From all the diagrams I have seen describing how C* works the pitch rate/g mix is a feedback term. S/S movement always commands a load factor as the steady state output just as the BEA report says. What the pitch rate/g term does is change the shape of the transient response between initial stick movement and achievement of the final desired 'g'. The origins lie way back in aircraft handling research when observers noticed that pilots tended to base their opinions on what constituted 'good' behaviour on how the pitch rate transient varied at low speeds and how the 'g' transient varied at high speed. Then somebody thought if that is what they rate as good why can't we give it to them?
Thank you for this input, there was an argument about this some posts back and thankfully we have straightened that one out. Your explanation is sound and easy to understand ( sorry that i couldnīt explain it that way), and now the result of using those fixed high speed gains gets clearer.

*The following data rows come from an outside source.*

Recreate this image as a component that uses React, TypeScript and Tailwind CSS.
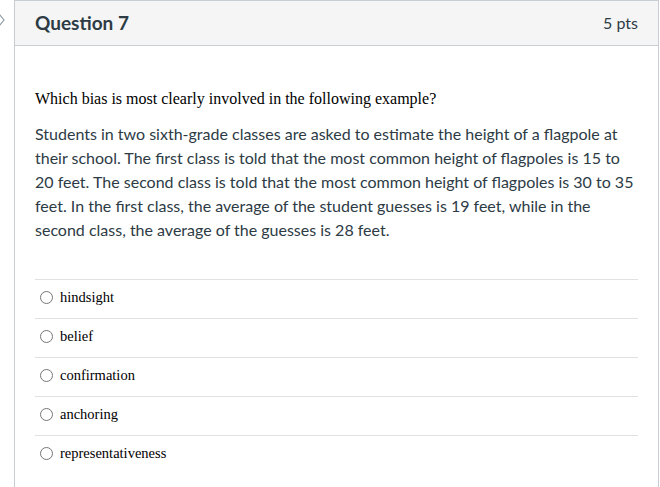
import React from 'react';

const answers = ['hindsight', 'belief', 'confirmation', 'anchoring', 'representativeness'];

export default function App() {
  return (
    <div className="flex h-[487px] w-[660px] overflow-hidden bg-white">
      <div className="w-[14px] shrink-0 pt-[13px]">
        <svg width="6" height="14" viewBox="0 0 6 14" className="-ml-[1px]">
          <path d="M0 1 L5 7 L0 13" fill="none" stroke="#8a97a3" strokeWidth="1.1" />
        </svg>
      </div>
      <div className="flex w-[645px] shrink-0 flex-col border-x border-t border-[#c7cdd1]">
        <div
          className="flex h-[45px] items-center justify-between border-b border-[#c7cdd1] bg-[#f5f5f5] px-5 text-[#2d3b45]"
          style={{ fontFamily: 'Lato, sans-serif' }}
        >
          <span className="text-[19px] font-bold">Question 7</span>
          <span className="text-[16px]">5 pts</span>
        </div>
        <div className="px-5 pt-[41px]">
          <p className="text-[16px] leading-6 text-black" style={{ fontFamily: '"Liberation Serif", serif' }}>
            Which bias is most clearly involved in the following example?
          </p>
          <p className="mt-[11px] text-[16px] leading-6 text-[#2d3b45]" style={{ fontFamily: 'Lato, sans-serif' }}>
            Students in two sixth-grade classes are asked to estimate the height of a flagpole at their school. The first class is told that the most common height of flagpoles is 15 to 20 feet. The second class is told that the most common height of flagpoles is 30 to 35 feet. In the first class, the average of the student guesses is 19 feet, while in the second class, the average of the guesses is 28 feet.
          </p>
          <div className="mt-[37px]">
            {answers.map((a) => (
              <div key={a} className="flex h-[39px] items-center border-t border-[#dfe1e3] pb-[3px] pl-[5px]">
                <span className="h-[13px] w-[13px] rounded-full border border-[#767676] bg-white" />
                <span className="ml-[7px] text-[14.5px] text-black" style={{ fontFamily: '"Liberation Serif", serif' }}>
                  {a}
                </span>
              </div>
            ))}
          </div>
        </div>
      </div>
    </div>
  );
}
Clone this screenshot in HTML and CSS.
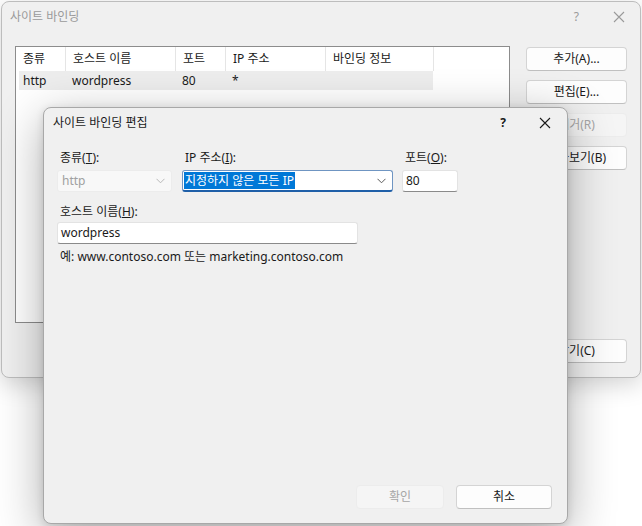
FILE: index.html
```html
<!DOCTYPE html>
<html lang="ko">
<head>
<meta charset="utf-8">
<title>사이트 바인딩</title>
<link rel="stylesheet" href="styles.css">
</head>
<body>
<div class="desk">
  <section class="win outer">
    <header class="titlebar">
      <span class="title inactive">사이트 바인딩</span>
      <span class="caps">
        <span class="help inactive">?</span>
        <svg class="x" width="12" height="12" viewBox="0 0 12 12"><path d="M1 1 L11 11 M11 1 L1 11" stroke="#9a9a9a" stroke-width="1.1" fill="none"/></svg>
      </span>
    </header>
    <div class="outer-body">
      <div class="list">
        <div class="lrow head">
          <span class="c1">종류</span><span class="c2">호스트 이름</span><span class="c3">포트</span><span class="c4">IP 주소</span><span class="c5">바인딩 정보</span>
        </div>
        <div class="lrow item">
          <span class="c1">http</span><span class="c2">wordpress</span><span class="c3">80</span><span class="c4">*</span><span class="c5"></span>
        </div>
      </div>
      <div class="sidebtns">
        <button class="btn">추가(A)...</button>
        <button class="btn">편집(E)...</button>
        <button class="btn disabled">제거(R)</button>
        <button class="btn">찾아보기(B)</button>
        <button class="btn close">닫기(C)</button>
      </div>
    </div>
  </section>

  <section class="win dialog">
    <header class="titlebar dtitle">
      <span class="title">사이트 바인딩 편집</span>
      <span class="caps">
        <span class="help">?</span>
        <svg class="x" width="12" height="12" viewBox="0 0 12 12"><path d="M1 1 L11 11 M11 1 L1 11" stroke="#1a1a1a" stroke-width="1.1" fill="none"/></svg>
      </span>
    </header>
    <div class="dbody">
      <div class="row3">
        <div class="field f1">
          <label>종류(<u>T</u>):</label>
          <div class="combo dis">
            <span>http</span>
            <svg width="9" height="6" viewBox="0 0 9 6"><path d="M0.5 0.8 L4.5 4.8 L8.5 0.8" stroke="#b8b8b8" fill="none"/></svg>
          </div>
        </div>
        <div class="field f2">
          <label>IP 주소(<u>I</u>):</label>
          <div class="combo focus">
            <span class="sel">지정하지 않은 모든 IP</span>
            <svg width="9" height="6" viewBox="0 0 9 6"><path d="M0.5 0.8 L4.5 4.8 L8.5 0.8" stroke="#5a5a5a" fill="none"/></svg>
          </div>
        </div>
        <div class="field f3">
          <label>포트(<u>O</u>):</label>
          <div class="input">80</div>
        </div>
      </div>
      <div class="field host">
        <label>호스트 이름(<u>H</u>):</label>
        <div class="input">wordpress</div>
      </div>
      <p class="hint">예: www.contoso.com 또는 marketing.contoso.com</p>
      <div class="dbtns">
        <button class="btn ok disabled">확인</button>
        <button class="btn cancel">취소</button>
      </div>
    </div>
  </section>
</div>
</body>
</html>
```
FILE: styles.css
```css
html, body {
  margin: 0;
  padding: 0;
  background: #ffffff;
}
body {
  width: 642px;
  height: 526px;
  overflow: hidden;
  font-family: "Noto Sans", "Noto Sans CJK KR", sans-serif;
  font-size: 12px;
  color: #1a1a1a;
}
.desk {
  position: relative;
  width: 642px;
  height: 526px;
}
.win {
  position: absolute;
  box-sizing: border-box;
  background: #f0f0f0;
  border-radius: 8px;
  display: flex;
  flex-direction: column;
}
.outer {
  left: 1px;
  top: 1px;
  width: 640px;
  height: 377px;
  border: 1px solid #bdbdbd;
  box-shadow: 0 6px 24px rgba(0,0,0,0.18);
}
.titlebar {
  display: flex;
  align-items: center;
  justify-content: space-between;
  height: 30px;
  padding: 0 15px 0 8px;
  flex: none;
}
.title {
  font-size: 12px;
  line-height: 16px;
}
.inactive { color: #9a9a9a; }
.caps {
  display: flex;
  align-items: center;
  gap: 34px;
}
.help {
  font-size: 12px;
  line-height: 16px;
}
.outer-body {
  flex: 1;
  display: flex;
  justify-content: space-between;
  padding: 14px 13px 14px 13px;
}
.list {
  box-sizing: border-box;
  width: 495px;
  height: 277px;
  background: #ffffff;
  border: 1px solid #8c8c8c;
}
.lrow {
  display: flex;
  align-items: center;
}
.lrow span {
  box-sizing: border-box;
  padding-left: 7px;
  white-space: nowrap;
}
.head {
  height: 24px;
}
.head span {
  height: 24px;
  line-height: 24px;
  border-right: 1px solid #e5e5e5;
}
.item {
  height: 19px;
  width: 414px;
  margin-left: 3px;
  background: #ededed;
}
.item span { line-height: 19px; }
.c1 { width: 50px; }
.c2 { width: 110px; }
.c3 { width: 50px; }
.c4 { width: 100px; }
.c5 { width: 108px; }
.item .c1 { width: 46px; padding-left: 4px; }

.sidebtns {
  display: flex;
  flex-direction: column;
  gap: 9px;
  padding-top: 1px;
  padding-right: 0;
}
.btn {
  box-sizing: border-box;
  font: inherit;
  font-size: 12px;
  color: #1a1a1a;
  background: #fdfdfd;
  border: 1px solid #d4d4d4;
  border-bottom-color: #c0c0c0;
  border-radius: 4px;
  width: 101px;
  height: 24px;
  padding: 0;
  line-height: 20px;
}
.btn.disabled {
  background: #f5f5f5;
  border-color: #ececec;
  color: #a6a6a6;
}
.btn.close { margin-top: auto; }

.dialog {
  left: 43px;
  top: 107px;
  width: 525px;
  height: 417px;
  border: 1px solid #a8a8a8;
  box-shadow: 0 12px 48px rgba(0,0,0,0.32), 0 2px 8px rgba(0,0,0,0.12);
}
.dtitle {
  height: 29px;
  padding: 0 16px 0 9px;
}
.dtitle .caps { gap: 33px; }
.dtitle .help { font-weight: 700; }
.dbody {
  flex: 1;
  display: flex;
  flex-direction: column;
  padding: 13px 15px 14px 13px;
}
.row3 {
  display: flex;
  gap: 9px;
}
.field {
  display: flex;
  flex-direction: column;
}
.field label {
  line-height: 16px;
  padding-left: 3px;
  margin-bottom: 4px;
}
.f1 { width: 115px; }
.f2 { width: 211px; margin-left: 1px; }
.f3 { width: 56px; }
.combo, .input {
  box-sizing: border-box;
  height: 22px;
  display: flex;
  align-items: center;
  justify-content: space-between;
  padding: 0 6px 0 3px;
  background: #ffffff;
  border: 1px solid #e3e3e3;
  border-bottom-color: #8a8a8a;
  border-radius: 3px;
  line-height: 16px;
}
.combo.dis {
  background: #f8f8f8;
  border-color: #ececec;
  color: #a0a0a0;
}
.combo.dis span { padding-left: 1px; }
.combo.focus {
  border: 1px solid #6f95c2;
  border-bottom: 2px solid #1f5fa8;
  padding-left: 1px;
}
.sel {
  background: #0078d7;
  color: #ffffff;
  padding: 0 1px;
  line-height: 17px;
}
.host {
  margin-top: 12px;
  width: 301px;
}
.host label { margin-bottom: 2px; }
.host .input {
  justify-content: flex-start;
}
.hint {
  margin: 5px 0 0 3px;
  line-height: 16px;
}
.dbtns {
  margin-top: auto;
  display: flex;
  justify-content: flex-end;
  gap: 12px;
}
.dbtns .ok { width: 88px; }
.dbtns .cancel { width: 96px; }
```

This sluggish behaviour in pitch would be a new expierience to PF, especiually when the roll channel behaved quite differently (more agile).

Interesting would be, at what point those default values come into action. Is it the point where the speeds are lost or is there some time-delay / internal checking before this changeover takes place? And is this changeover sudden or gradual? Could the initial NU input be under the false speeds ( agressive) and the later correcting attempts under the default gains (sluggish)? When would the default gains be replaced again by the actual speeds?